Re: older kernels + new glibc?

From: Richard B. Johnson
Date: Mon Mar 29 2004 - 16:51:24 EST


On Mon, 29 Mar 2004, Lev Lvovsky wrote:

>
> On Mar 29, 2004, at 1:17 PM, Richard B. Johnson wrote:
>
> > For glibc compatibility you need to get rid of the sym-link(s)
> > /usr/include/asm and /usr/include/linux in older distributions.
> > You need to replace those with headers copied from the kernel
> > in use when the C runtime library was compiled. If you can't find
> > those, you can either upgrade your C runtime library, or copy
> > headers from some older kernel that was known to work.
>
> I might be a bit confused here, but the problem with that, is that I'm
> effectively working backwards. I've reverted the kernel version, but
> all other applications have been kept of course - this means that
> though I can keep those sym-links pointing to the correct kernel
> headers (those which were present when glibc was compiled), the current
> kernel (the reverted one) will obviously have different include files.
>
> In order to compile the modules for the afformentioned hardware, those
> symlinks need to point to the 2.2.x kernel directories - will this
> break functionality of future compiled applications etc?
>

No No. Never! The modules never, ever, use glibc headers. Never!
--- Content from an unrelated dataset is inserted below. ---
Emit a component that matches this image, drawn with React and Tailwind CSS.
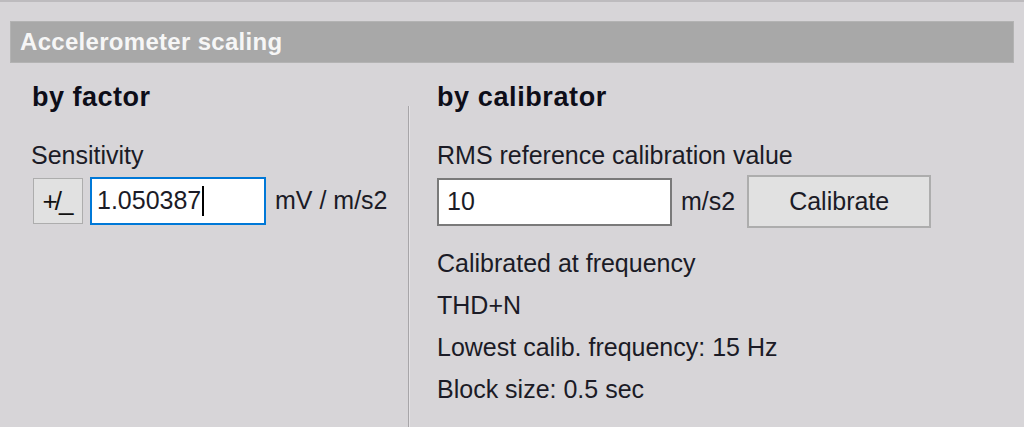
export default function App() {
  const font = { fontFamily: '"Liberation Sans", Arial, sans-serif' };
  return (
    <div
      className="w-[1024px] h-[427px] bg-[#d7d5d8] border-t-2 border-[#bdbbbe] overflow-hidden text-[#1b1b26]"
      style={font}
    >
      <div className="mt-[19px] mx-[10px] h-[42px] bg-[#a8a8a8] border border-[#b3b3b3] pl-[9px] flex items-center">
        <span className="text-[24px] leading-[28px] font-bold tracking-[0.3px] text-[#f6f6f6]">Accelerometer scaling</span>
      </div>
      <div className="flex h-[364px]">
        <div className="w-[408px] pl-[32px] flex flex-col">
          <div className="mt-[19px] h-[30px] leading-[30px] text-[27px] font-bold tracking-[0.5px] text-[#0d0d18]">by factor</div>
          <div className="mt-[29px] h-[28px] leading-[28px] text-[25px] -ml-[1px]">Sensitivity</div>
          <div className="mt-[8px] flex items-center h-[48px]">
            <div className="ml-[1px] w-[50px] h-[46px] bg-[#e1e1e1] border border-[#adadad] flex items-center justify-center text-[26px] leading-none text-[#111]">
              <span className="tracking-[-3px] pr-[3px]">+/_</span>
            </div>
            <div className="ml-[7px] w-[176px] h-[48px] bg-white border-2 border-[#0078d7] flex items-center pl-[5px] text-[25px]">
              <span>1.050387</span>
              <span className="w-[2px] h-[30px] bg-black ml-[1px]"></span>
            </div>
            <span className="ml-[9px] text-[25px]">mV / m/s2</span>
          </div>
        </div>
        <div className="mt-[43px] w-[2px] bg-[#a7a5a8] border-r border-[#e4e2e5]"></div>
        <div className="pl-[27px] flex flex-col">
          <div className="mt-[19px] h-[30px] leading-[30px] text-[27px] font-bold tracking-[0.6px] text-[#0d0d18]">by calibrator</div>
          <div className="mt-[29px] h-[28px] leading-[28px] text-[25px]">RMS reference calibration value</div>
          <div className="mt-[6px] flex items-center h-[53px]">
            <div className="w-[235px] h-[48px] bg-white border-2 border-[#7a7a7a] flex items-center pl-[8px] text-[25px]">
              <span>10</span>
            </div>
            <span className="ml-[9px] text-[25px]">m/s2</span>
            <div className="ml-[12px] w-[184px] h-[53px] bg-[#e1e1e1] border-2 border-[#adadad] flex items-center justify-center text-[25px]">
              Calibrate
            </div>
          </div>
          <div className="mt-[21px] flex flex-col text-[25px] leading-[28px] gap-[14px]">
            <span>Calibrated at frequency</span>
            <span>THD+N</span>
            <span>Lowest calib. frequency: 15 Hz</span>
            <span>Block size: 0.5 sec</span>
          </div>
        </div>
      </div>
    </div>
  );
}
The compilation should set the -I (include) parameter to point
to the kernel headers.

Something like:

VER := $(shell uname -r)
INC= -I. -I/usr/src/linux-$(VER)
DEF= -D__KERNEL__ -DMODULE

gcc -c -Wall -O2 -fomit-frame-pointer $(INC) $(DEF) -m module.o module.c



Cheers,
Dick Johnson
Penguin : Linux version 2.4.24 on an i686 machine (797.90 BogoMips).
Note 96.31% of all statistics are fiction.